PROMPT
All lines below must be repeated exactly, with the pictures omitted.

____________________

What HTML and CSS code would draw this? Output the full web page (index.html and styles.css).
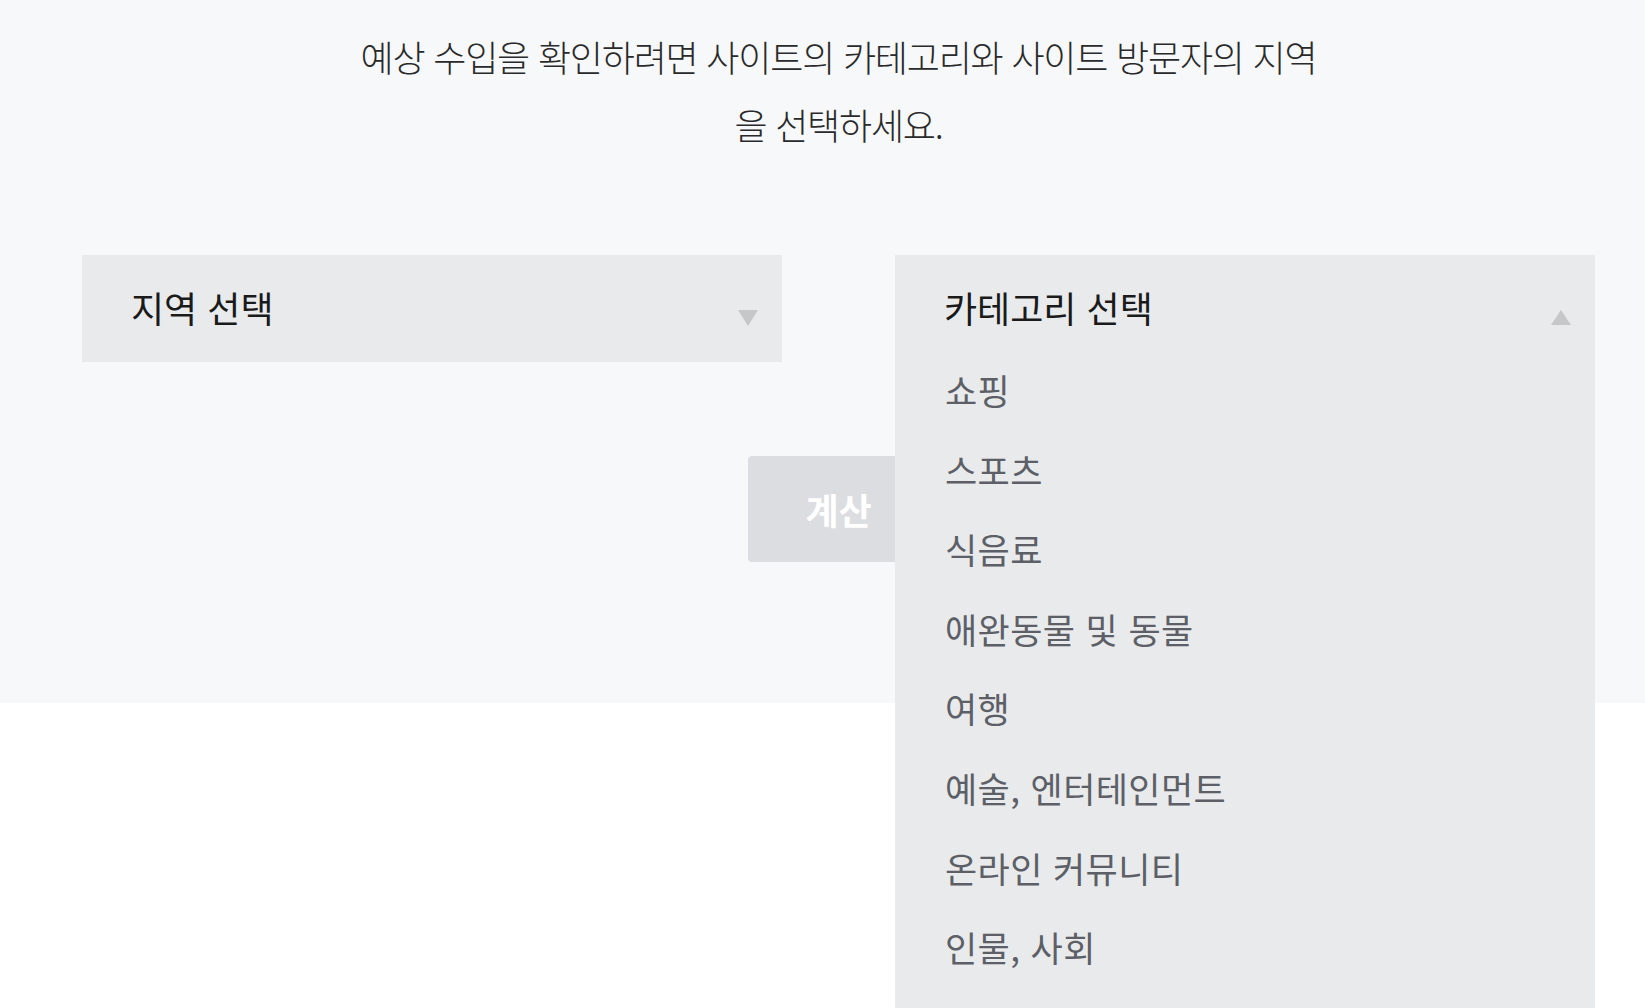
FILE: index.html
```html
<!DOCTYPE html>
<html lang="ko">
<head>
<meta charset="utf-8">
<title>예상 수입 계산</title>
<link rel="stylesheet" href="styles.css">
</head>
<body>
<section class="calc">
  <p class="intro">예상 수입을 확인하려면 사이트의 카테고리와 사이트 방문자의 지역을 선택하세요.</p>
  <div class="selects">
    <div class="select">
      <div class="select-head">
        <span class="select-label">지역 선택</span>
        <span class="arrow arrow-down"></span>
      </div>
    </div>
    <div class="select open">
      <div class="select-head">
        <span class="select-label">카테고리 선택</span>
        <span class="arrow arrow-up"></span>
      </div>
      <ul class="options">
        <li>쇼핑</li>
        <li>스포츠</li>
        <li>식음료</li>
        <li>애완동물 및 동물</li>
        <li>여행</li>
        <li>예술, 엔터테인먼트</li>
        <li>온라인 커뮤니티</li>
        <li>인물, 사회</li>
      </ul>
    </div>
  </div>
  <div class="actions">
    <button class="calc-btn" type="button">계산</button>
  </div>
</section>
</body>
</html>
```

FILE: styles.css
```css
* { box-sizing: border-box; }
html, body { margin: 0; padding: 0; }
body {
  font-family: "Noto Sans CJK KR", "Noto Sans", sans-serif;
  background: #ffffff;
  color: #222222;
  overflow: hidden;
  height: 1008px;
}
.calc {
  background: #f7f8fa;
  height: 703px;
  padding: 22px 50px 0 82px;
}
.intro {
  margin: 0 auto;
  max-width: 975px;
  text-align: center;
  font-size: 36px;
  font-weight: 300;
  line-height: 68px;
  color: #2a2a2a;
  letter-spacing: -1.2px;
}
.selects {
  display: flex;
  justify-content: space-between;
  margin-top: 97px;
}
.select {
  width: 700px;
  position: relative;
  background: #e9eaec;
}
.select-head {
  height: 107px;
  display: flex;
  align-items: center;
  justify-content: space-between;
  padding: 0 24px 4px 49px;
}
.select-label {
  font-size: 36px;
  font-weight: 400;
  color: #1a1a1a;
}
.arrow {
  width: 0;
  height: 0;
  border-left: 10px solid transparent;
  border-right: 10px solid transparent;
  margin-top: 22px;
}
.arrow-down { border-top: 16px solid #c6c7c9; }
.arrow-up { border-bottom: 15px solid #c6c7c9; }
.open { z-index: 2; }
.options {
  list-style: none;
  margin: 0;
  padding: 0 0 80px 50px;
  position: absolute;
  top: calc(100% - 12px);
  left: 0;
  right: 0;
  background: #e9eaec;
}
.options li {
  height: 79.6px;
  line-height: 79.6px;
  font-size: 35px;
  color: #5c6066;
  letter-spacing: 0.4px;
}
.actions {
  display: flex;
  justify-content: center;
  margin-top: 94px;
}
.calc-btn {
  width: 182px;
  height: 106px;
  border: none;
  border-radius: 4px;
  background: #dcdde0;
  color: #ffffff;
  font-family: inherit;
  font-size: 36px;
  font-weight: 700;
  padding: 0;
}
```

____________________

WRITTEN ANSWER
What HTML and CSS code would draw this? Output the full web page (index.html and styles.css).
FILE: index.html
```html
<!DOCTYPE html>
<html lang="ko">
<head>
<meta charset="utf-8">
<title>예상 수입 계산</title>
<link rel="stylesheet" href="styles.css">
</head>
<body>
<section class="calc">
  <p class="intro">예상 수입을 확인하려면 사이트의 카테고리와 사이트 방문자의 지역을 선택하세요.</p>
  <div class="selects">
    <div class="select">
      <div class="select-head">
        <span class="select-label">지역 선택</span>
        <span class="arrow arrow-down"></span>
      </div>
    </div>
    <div class="select open">
      <div class="select-head">
        <span class="select-label">카테고리 선택</span>
        <span class="arrow arrow-up"></span>
      </div>
      <ul class="options">
        <li>쇼핑</li>
        <li>스포츠</li>
        <li>식음료</li>
        <li>애완동물 및 동물</li>
        <li>여행</li>
        <li>예술, 엔터테인먼트</li>
        <li>온라인 커뮤니티</li>
        <li>인물, 사회</li>
      </ul>
    </div>
  </div>
  <div class="actions">
    <button class="calc-btn" type="button">계산</button>
  </div>
</section>
</body>
</html>
```

FILE: styles.css
```css
* { box-sizing: border-box; }
html, body { margin: 0; padding: 0; }
body {
  font-family: "Noto Sans CJK KR", "Noto Sans", sans-serif;
  background: #ffffff;
  color: #222222;
  overflow: hidden;
  height: 1008px;
}
.calc {
  background: #f7f8fa;
  height: 703px;
  padding: 22px 50px 0 82px;
}
.intro {
  margin: 0 auto;
  max-width: 975px;
  text-align: center;
  font-size: 36px;
  font-weight: 300;
  line-height: 68px;
  color: #2a2a2a;
  letter-spacing: -1.2px;
}
.selects {
  display: flex;
  justify-content: space-between;
  margin-top: 97px;
}
.select {
  width: 700px;
  position: relative;
  background: #e9eaec;
}
.select-head {
  height: 107px;
  display: flex;
  align-items: center;
  justify-content: space-between;
  padding: 0 24px 4px 49px;
}
.select-label {
  font-size: 36px;
  font-weight: 400;
  color: #1a1a1a;
}
.arrow {
  width: 0;
  height: 0;
  border-left: 10px solid transparent;
  border-right: 10px solid transparent;
  margin-top: 22px;
}
.arrow-down { border-top: 16px solid #c6c7c9; }
.arrow-up { border-bottom: 15px solid #c6c7c9; }
.open { z-index: 2; }
.options {
  list-style: none;
  margin: 0;
  padding: 0 0 80px 50px;
  position: absolute;
  top: calc(100% - 12px);
  left: 0;
  right: 0;
  background: #e9eaec;
}
.options li {
  height: 79.6px;
  line-height: 79.6px;
  font-size: 35px;
  color: #5c6066;
  letter-spacing: 0.4px;
}
.actions {
  display: flex;
  justify-content: center;
  margin-top: 94px;
}
.calc-btn {
  width: 182px;
  height: 106px;
  border: none;
  border-radius: 4px;
  background: #dcdde0;
  color: #ffffff;
  font-family: inherit;
  font-size: 36px;
  font-weight: 700;
  padding: 0;
}
```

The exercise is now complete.